It’s something that comes up so much with all of you. And so I am so very happy and excited to offer you this resource in today’s episode. And what I want to do is I just wanna have an open dialogue about how as high achieving women, we tend to define consistency in a very specific way and how oftentimes it’s not serving us whatsoever when it comes to our healthy eating goals.
And so I want to talk about that and then I also want to offer you a different perspective on how you can define consistency now. And so we’re going to talk about all of that, but first I really want us to think about how we define consistency, and I invite you to ask yourself how you define consistency now, how do you see being consistent? What does that specifically mean for you personally? And really what do you expect from yourself when you think about consistency with healthy eating?
Be as specific as you can because how most of you will define consistency is never missing a day of healthy eating. So it’s perfection. And this can be really daunting. I always say if you think about the concept of consistency with food and it brings up feelings of pressure, then we can know that you are not defining consistency in a way that serves you.
And this is due to a combination of hustle culture and the diet industry why we define consistency with food in this way. That’s what we learn to expect from ourselves. And what happens is it leaves us very little room to succeed at our goals and be a human being in the process of that, which is why we will work so hard and have these high standards for ourselves when we try and change the way we eat.

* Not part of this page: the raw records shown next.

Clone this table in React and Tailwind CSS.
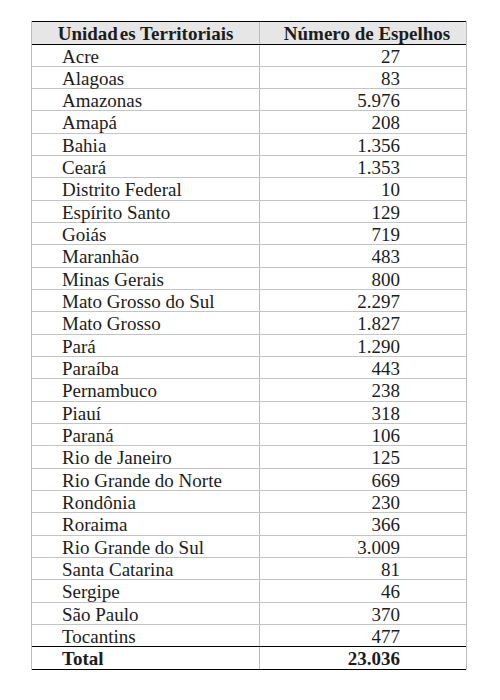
import React from 'react';

const rows = [
  ['Acre', '27'],
  ['Alagoas', '83'],
  ['Amazonas', '5.976'],
  ['Amapá', '208'],
  ['Bahia', '1.356'],
  ['Ceará', '1.353'],
  ['Distrito Federal', '10'],
  ['Espírito Santo', '129'],
  ['Goiás', '719'],
  ['Maranhão', '483'],
  ['Minas Gerais', '800'],
  ['Mato Grosso do Sul', '2.297'],
  ['Mato Grosso', '1.827'],
  ['Pará', '1.290'],
  ['Paraíba', '443'],
  ['Pernambuco', '238'],
  ['Piauí', '318'],
  ['Paraná', '106'],
  ['Rio de Janeiro', '125'],
  ['Rio Grande do Norte', '669'],
  ['Rondônia', '230'],
  ['Roraima', '366'],
  ['Rio Grande do Sul', '3.009'],
  ['Santa Catarina', '81'],
  ['Sergipe', '46'],
  ['São Paulo', '370'],
  ['Tocantins', '477'],
];

export default function App() {
  return (
    <div className="w-[500px] h-[700px] bg-white pt-[21px] pl-[31px] [font-family:'Liberation_Serif',serif] text-[19px] text-[#1c1c1c]">
      <div className="w-[436px] border-x border-[#bdbdbd]">
        {/* header */}
        <div className="flex h-[23.5px] bg-[#e6e6e6] border-y border-black font-bold leading-[21px]">
          <div className="w-[228px] border-r border-[#bdbdbd] text-center pt-[1px]">
            Unidad<span className="ml-[2px]">es</span> Territoriais
          </div>
          <div className="flex-1 text-center pt-[1px] pl-[8px]">Número de Espelhos</div>
        </div>

        {rows.map(([name, n], i) => (
          <div
            key={name}
            className={`flex h-[22.33px] border-b leading-[21px] ${i === rows.length - 1 ? 'border-black' : 'border-[#c4c4c4]'}`}
          >
            <div className="w-[228px] border-r border-[#bdbdbd] pl-[30px] pt-[1px]">{name}</div>
            <div className="flex-1 text-right pr-[66px] pt-[1px]">{n}</div>
          </div>
        ))}

        {/* total */}
        <div className="flex h-[22.5px] border-b border-black font-bold leading-[21px]">
          <div className="w-[228px] border-r border-[#bdbdbd] pl-[30px] pt-[1px]">Total</div>
          <div className="flex-1 text-right pr-[66px] pt-[1px]">23.036</div>
        </div>
      </div>
    </div>
  );
}
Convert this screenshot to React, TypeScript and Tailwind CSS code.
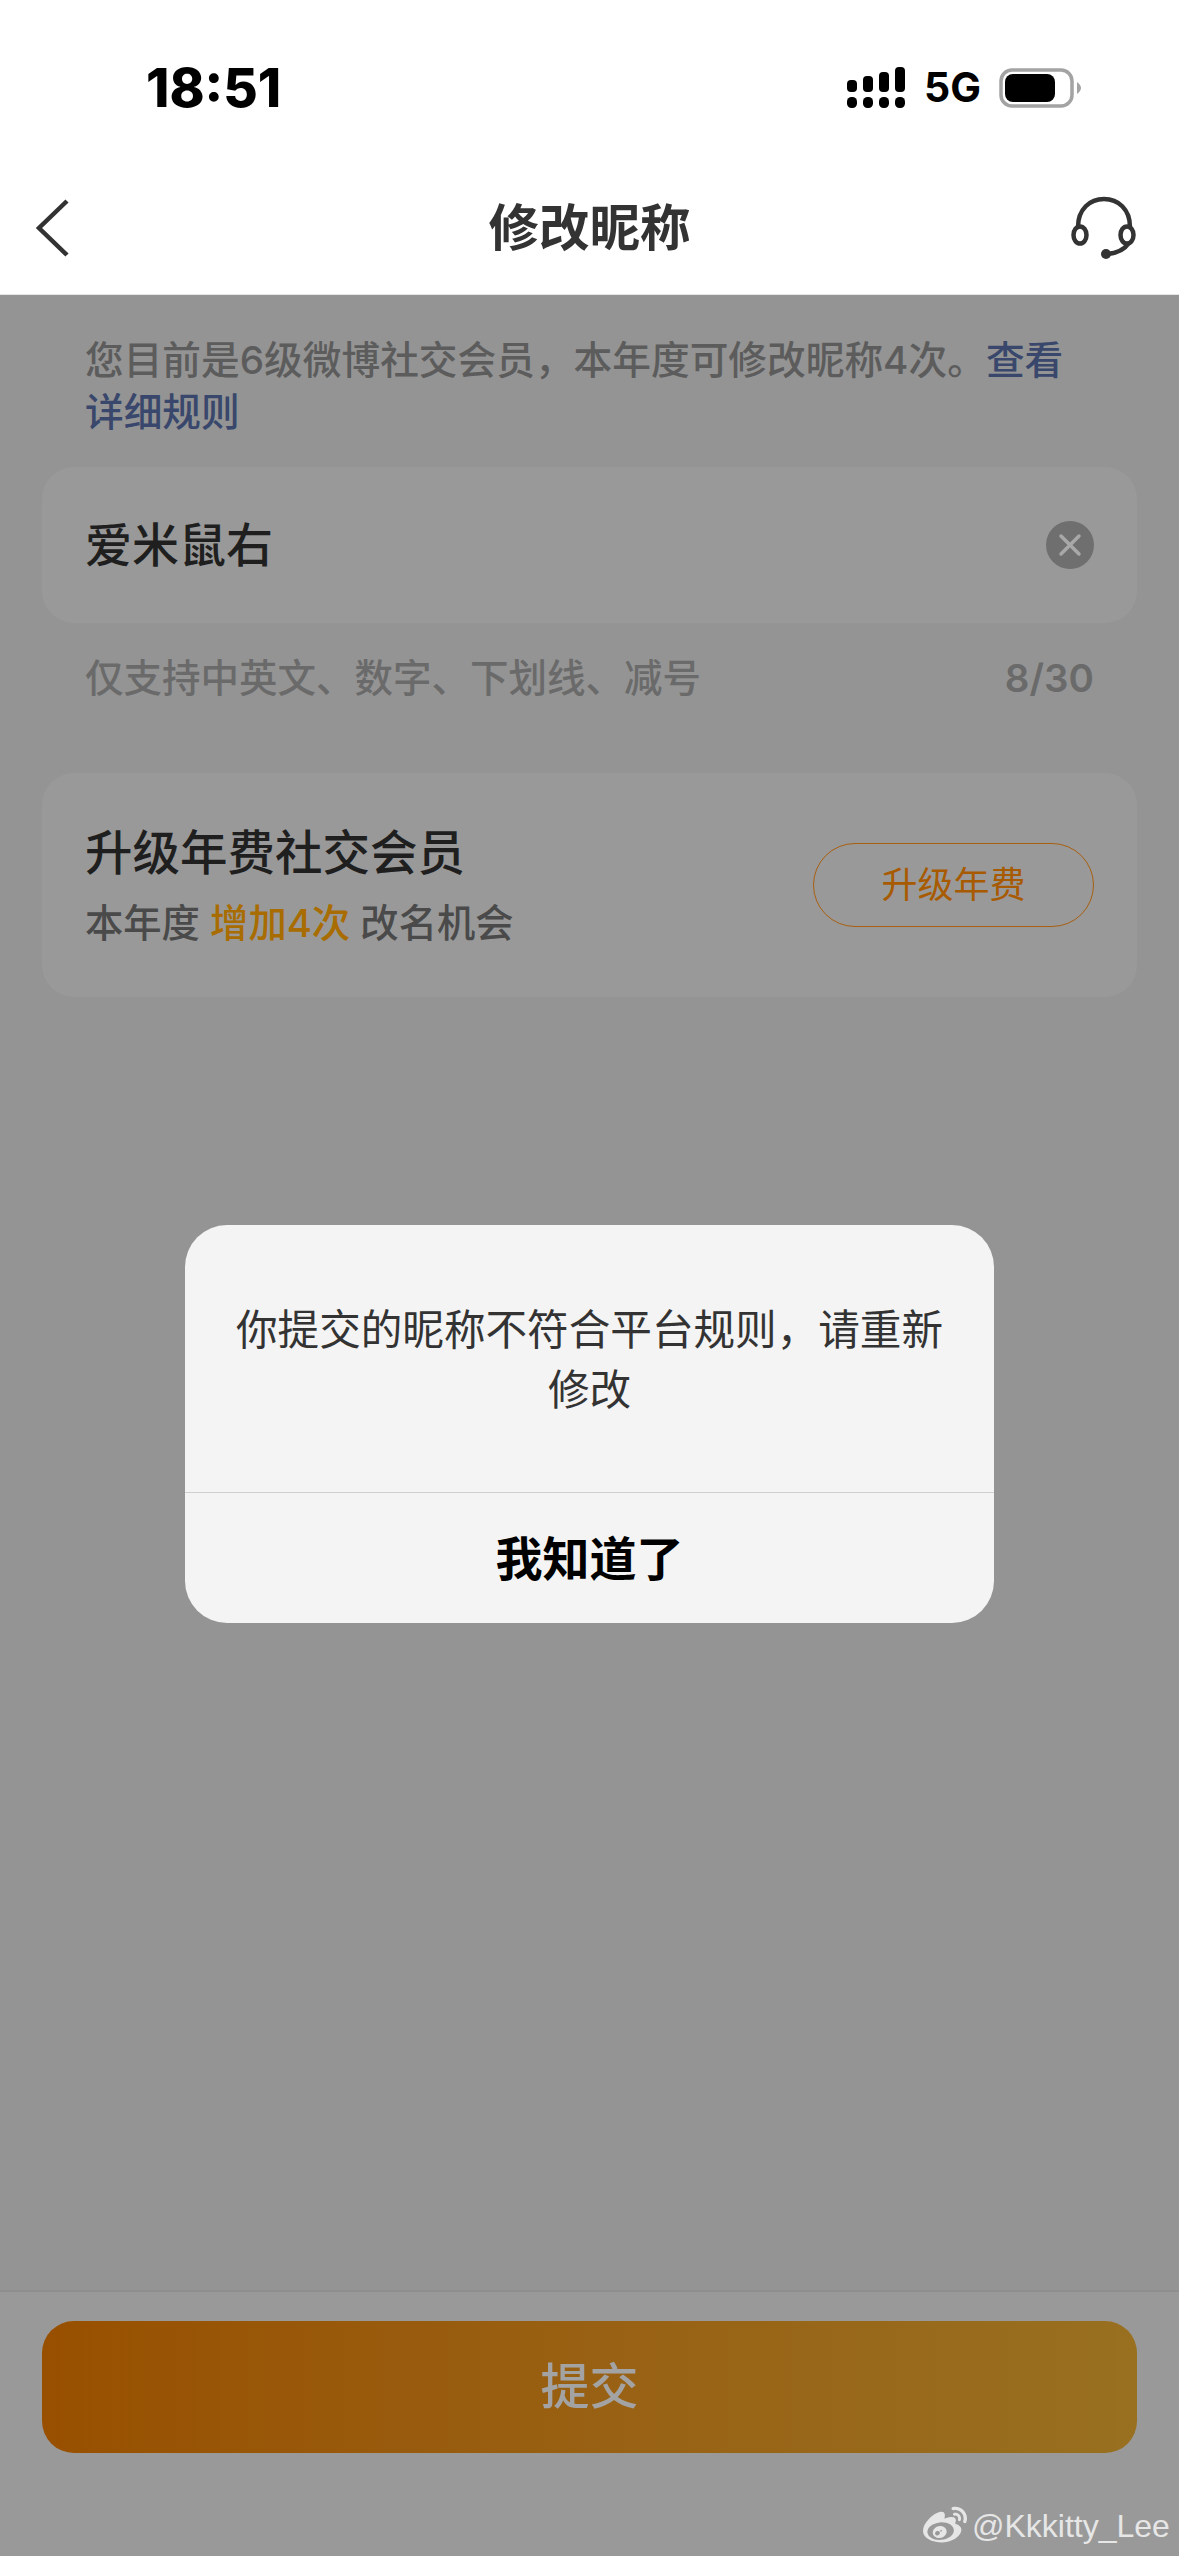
import { FaWeibo } from "react-icons/fa"

const cjk = { fontFamily: '"Inter", "Noto Sans CJK SC", sans-serif' }

function SignalIcon() {
  const tops = [
    { x: 0, y: 13, h: 12 },
    { x: 16, y: 9, h: 16 },
    { x: 32, y: 5, h: 20 },
    { x: 48, y: 0, h: 25 },
  ]
  return (
    <svg width="58" height="41" viewBox="0 0 58 41" fill="#000">
      {tops.map(b => (
        <rect key={b.x} x={b.x} y={b.y} width="10" height={b.h} rx="4" />
      ))}
      {tops.map(b => (
        <rect key={b.x} x={b.x} y="30" width="10" height="11" rx="4.5" />
      ))}
    </svg>
  )
}

function BatteryIcon() {
  return (
    <svg width="83" height="40" viewBox="0 0 83 40">
      <rect x="2" y="2" width="71" height="36" rx="11" fill="none" stroke="#a3a3a3" strokeWidth="3.5" />
      <rect x="6" y="6" width="50" height="28" rx="8" fill="#000" />
      <path d="M78 14 L78 26 Q82 23 82 20 Q82 17 78 14 Z" fill="#a3a3a3" />
    </svg>
  )
}

function HeadsetIcon() {
  return (
    <svg width="66" height="64" viewBox="0 0 66 64" fill="none" stroke="#333" strokeWidth="4.5" strokeLinecap="round">
      <path d="M7 31 C7 13 19 3 33 3 C47 3 59 13 59 31" />
      <ellipse cx="9" cy="39" rx="6.5" ry="8.5" />
      <ellipse cx="56" cy="39" rx="6.5" ry="8.5" />
      <path d="M57 48 C53 54 46 57 36 58" />
      <circle cx="35" cy="58" r="5" fill="#333" stroke="none" />
    </svg>
  )
}

export default function App() {
  return (
    <div className="relative flex h-[2556px] w-[1179px] flex-col overflow-hidden bg-[#949494]" style={cjk}>
      {/* status bar + nav */}
      <div className="h-[295px] border-b border-[#e4e4e4] bg-white">
        <div className="flex h-[196px] items-start justify-between pl-[146px] pr-[97px] pt-[60px]">
          <span className="text-[53px] font-extrabold leading-[56px] text-black">18:51</span>
          <div className="flex items-center pt-[7px]">
            <SignalIcon />
            <span className="ml-[19px] text-[41px] font-bold leading-[41px] text-black">5G</span>
            <div className="ml-[18px]">
              <BatteryIcon />
            </div>
          </div>
        </div>
        <div className="flex items-center justify-between pl-[36px] pr-[42px]">
          <div className="w-[106px]">
            <svg width="34" height="58" viewBox="0 0 34 58" fill="none" stroke="#333" strokeWidth="4.5">
              <path d="M31 2 L3 29 L31 56" />
            </svg>
          </div>
          <span className="text-[50.5px] font-bold leading-[60px] text-[#333]">修改昵称</span>
          <div className="flex w-[100px] justify-end">
            <HeadsetIcon />
          </div>
        </div>
      </div>

      {/* form */}
      <div className="flex-1 px-[42px]">
        <p className="pl-[43px] pr-[40px] pt-[39px] text-[38.7px] font-medium leading-[52px] text-[#5c5c5c]">
          您目前是6级微博社交会员，本年度可修改昵称4次。<span className="text-[#38476b]">查看详细规则</span>
        </p>

        <div className="mt-[29px] flex h-[156px] items-center justify-between rounded-[32px] bg-[#999999] pl-[43px] pr-[43px]">
          <span className="text-[47px] font-medium leading-[60px] text-[#1f1f1f]">爱米鼠右</span>
          <div className="flex h-[48px] w-[48px] items-center justify-center rounded-full bg-[#6f6f6f]">
            <svg width="24" height="24" viewBox="0 0 24 24" stroke="#a8a8a8" strokeWidth="3.5" strokeLinecap="round">
              <path d="M3 3 L21 21 M21 3 L3 21" />
            </svg>
          </div>
        </div>

        <div className="mt-[29px] flex items-center justify-between pl-[43px] pr-[43px] text-[38.5px] font-medium leading-[52px] text-[#6a6a6a]">
          <span>仅支持中英文、数字、下划线、减号</span>
          <span className="font-semibold">8/30</span>
        </div>

        <div className="mt-[69px] flex h-[224px] items-center justify-between rounded-[32px] bg-[#999999] pl-[43px] pr-[43px]">
          <div>
            <div className="text-[47.5px] font-medium leading-[60px] text-[#1f1f1f]">升级年费社交会员</div>
            <div className="mt-[15px] text-[38.3px] font-medium leading-[50px] text-[#4a4a4a]">
              本年度 <span className="text-[#a86c00]">增加4次</span> 改名机会
            </div>
          </div>
          <div className="flex h-[84px] w-[281px] items-center justify-center rounded-full border border-[#a85f10] text-[36px] text-[#a85a00]">
            升级年费
          </div>
        </div>
      </div>

      {/* submit */}
      <div className="h-[266px] border-t-2 border-[#8e8e8e] bg-[#999999] px-[42px] pt-[29px]">
        <div className="flex h-[132px] items-center justify-center rounded-[32px] bg-gradient-to-r from-[#985000] to-[#987020] text-[49px] font-medium text-[#a3a3a3]">
          提交
        </div>
      </div>

      {/* alert */}
      <div className="absolute left-[185px] top-[1225px] w-[809px] overflow-hidden rounded-[42px] bg-[#f4f4f4]">
        <div className="flex h-[267px] flex-col px-[40px] pt-[75px] text-center text-[41.6px] leading-[60px] text-[#333]">
          你提交的昵称不符合平台规则，请重新修改
        </div>
        <div className="flex h-[131px] items-center justify-center border-t border-[#cfcfcf] pt-[3px] text-[47px] font-bold text-black">
          我知道了
        </div>
      </div>

      {/* watermark */}
      <div className="absolute left-[922px] top-[2504px] flex items-center text-[#e6e6e6]">
        <FaWeibo className="h-[44px] w-[46px]" />
        <span className="ml-[4px] font-['Liberation_Sans'] text-[32px] leading-[40px]">@Kkkitty_Lee</span>
      </div>
    </div>
  )
}
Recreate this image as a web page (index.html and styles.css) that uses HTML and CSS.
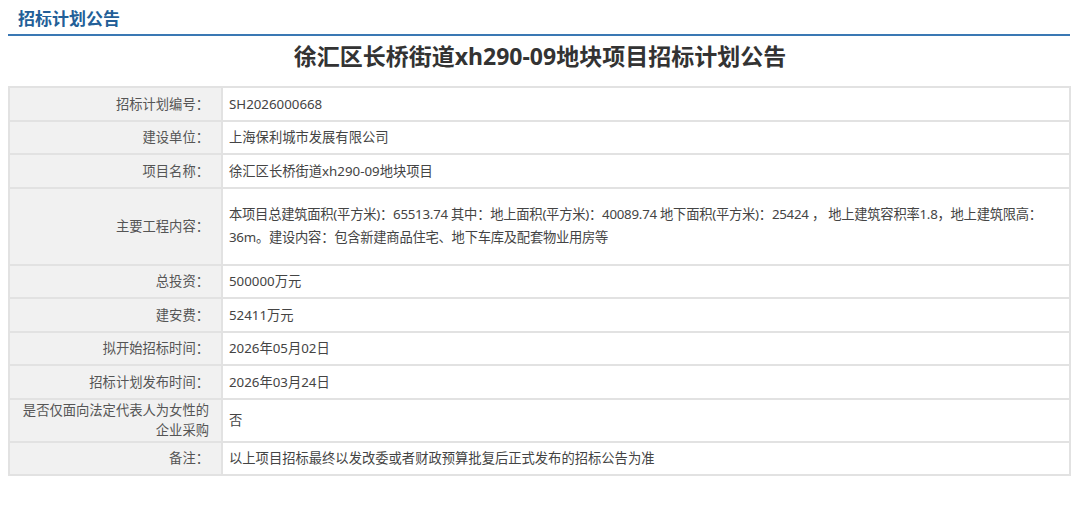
FILE: index.html
```html
<!DOCTYPE html>
<html lang="zh">
<head>
<meta charset="utf-8">
<link rel="stylesheet" href="styles.css">
</head>
<body>
<div class="page">
  <div class="section-head">
    <h2 class="section-title">招标计划公告</h2>
  </div>
  <h1 class="doc-title">徐汇区长桥街道xh290-09地块项目招标计划公告</h1>
  <table class="info">
    <tr><th>招标计划编号：</th><td>SH2026000668</td></tr>
    <tr><th>建设单位：</th><td>上海保利城市发展有限公司</td></tr>
    <tr><th>项目名称：</th><td>徐汇区长桥街道xh290-09地块项目</td></tr>
    <tr class="tall"><th>主要工程内容：</th><td class="content">本项目总建筑面积(平方米)：65513.74 其中：地上面积(平方米)：40089.74 地下面积(平方米)：25424 ， 地上建筑容积率1.8，地上建筑限高：36m。建设内容：包含新建商品住宅、地下车库及配套物业用房等</td></tr>
    <tr><th>总投资：</th><td>500000万元</td></tr>
    <tr><th>建安费：</th><td>52411万元</td></tr>
    <tr><th>拟开始招标时间：</th><td>2026年05月02日</td></tr>
    <tr><th>招标计划发布时间：</th><td>2026年03月24日</td></tr>
    <tr class="two"><th>是否仅面向法定代表人为女性的企业采购</th><td>否</td></tr>
    <tr><th>备注：</th><td>以上项目招标最终以发改委或者财政预算批复后正式发布的招标公告为准</td></tr>
  </table>
</div>
</body>
</html>
```

FILE: styles.css
```css
html, body {
  margin: 0;
  padding: 0;
  background: #ffffff;
}
body {
  font-family: "Noto Sans", "Noto Sans CJK SC", sans-serif;
  color: #333;
}
.page {
  padding: 0 8px 0 8px;
}
.section-head {
  border-bottom: 2px solid #3a78b4;
  height: 36px;
  box-sizing: border-box;
  padding-left: 10px;
  margin-right: 2px;
}
.section-title {
  margin: 0;
  font-size: 17px;
  line-height: 20px;
  padding-top: 9px;
  font-weight: bold;
  color: #235f98;
}
.doc-title {
  margin: 0;
  text-align: center;
  font-size: 23px;
  line-height: 30px;
  padding-top: 5px;
  height: 45px;
  box-sizing: content-box;
  font-weight: bold;
  color: #333;
}
.info {
  width: 1063px;
  margin-left: 0;
  border-collapse: collapse;
  font-size: 13.3px;
  border: 2px solid #dedede;
}
.info th, .info td {
  border: 2px solid #e2e2e2;
  height: 31.5px;
  padding: 0 6px;
  line-height: 20px;
}
.info th {
  width: 193px;
  background: #f1f1f1;
  color: #555;
  font-weight: normal;
  text-align: right;
  padding-right: 12px;
}
.info td {
  color: #444;
  text-align: left;
}
.info tr.tall th, .info tr.tall td {
  height: 75px;
}
.info td.content {
  line-height: 23px;
  padding-right: 10px;
  letter-spacing: -0.25px;
}
.info tr.two th, .info tr.two td {
  height: 41px;
}
```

And then it feels like it all comes crashing down when we expose our true imperfect selves. And the reality is we need to expect ourselves to be imperfect because we are human, which just means that we need to redefine what consistency is to us. In this episode, you’re going to reframe consistency so you can effectively succeed at your healthy eating goals because at the end of the day, there’s no way out of being a human, my friends, I hate to be the bearer of bad news.
You are an imperfect human, which means you’re going to need to adjust your expectations as to what consistency with healthy eating is to you. Because consistency is not getting a grade of a hundred percent with your healthy eating actions despite what every weight loss protocol has taught you or diet plan has taught you, that’s not what can possibly be expected. This will never happen long-term. You’re never going to be able to indefinitely get an a plus with your eating habits.
This is one of the big lies of the diet industry. What happens is we are sold this definition of what consistency with healthy eating is, as if that’s what’s going to make us successful with long-term weight loss. So we’re taught just take these healthy eating actions perfectly, just eat this way indefinitely and you will lose weight and keep it off. That would work if perfection worked.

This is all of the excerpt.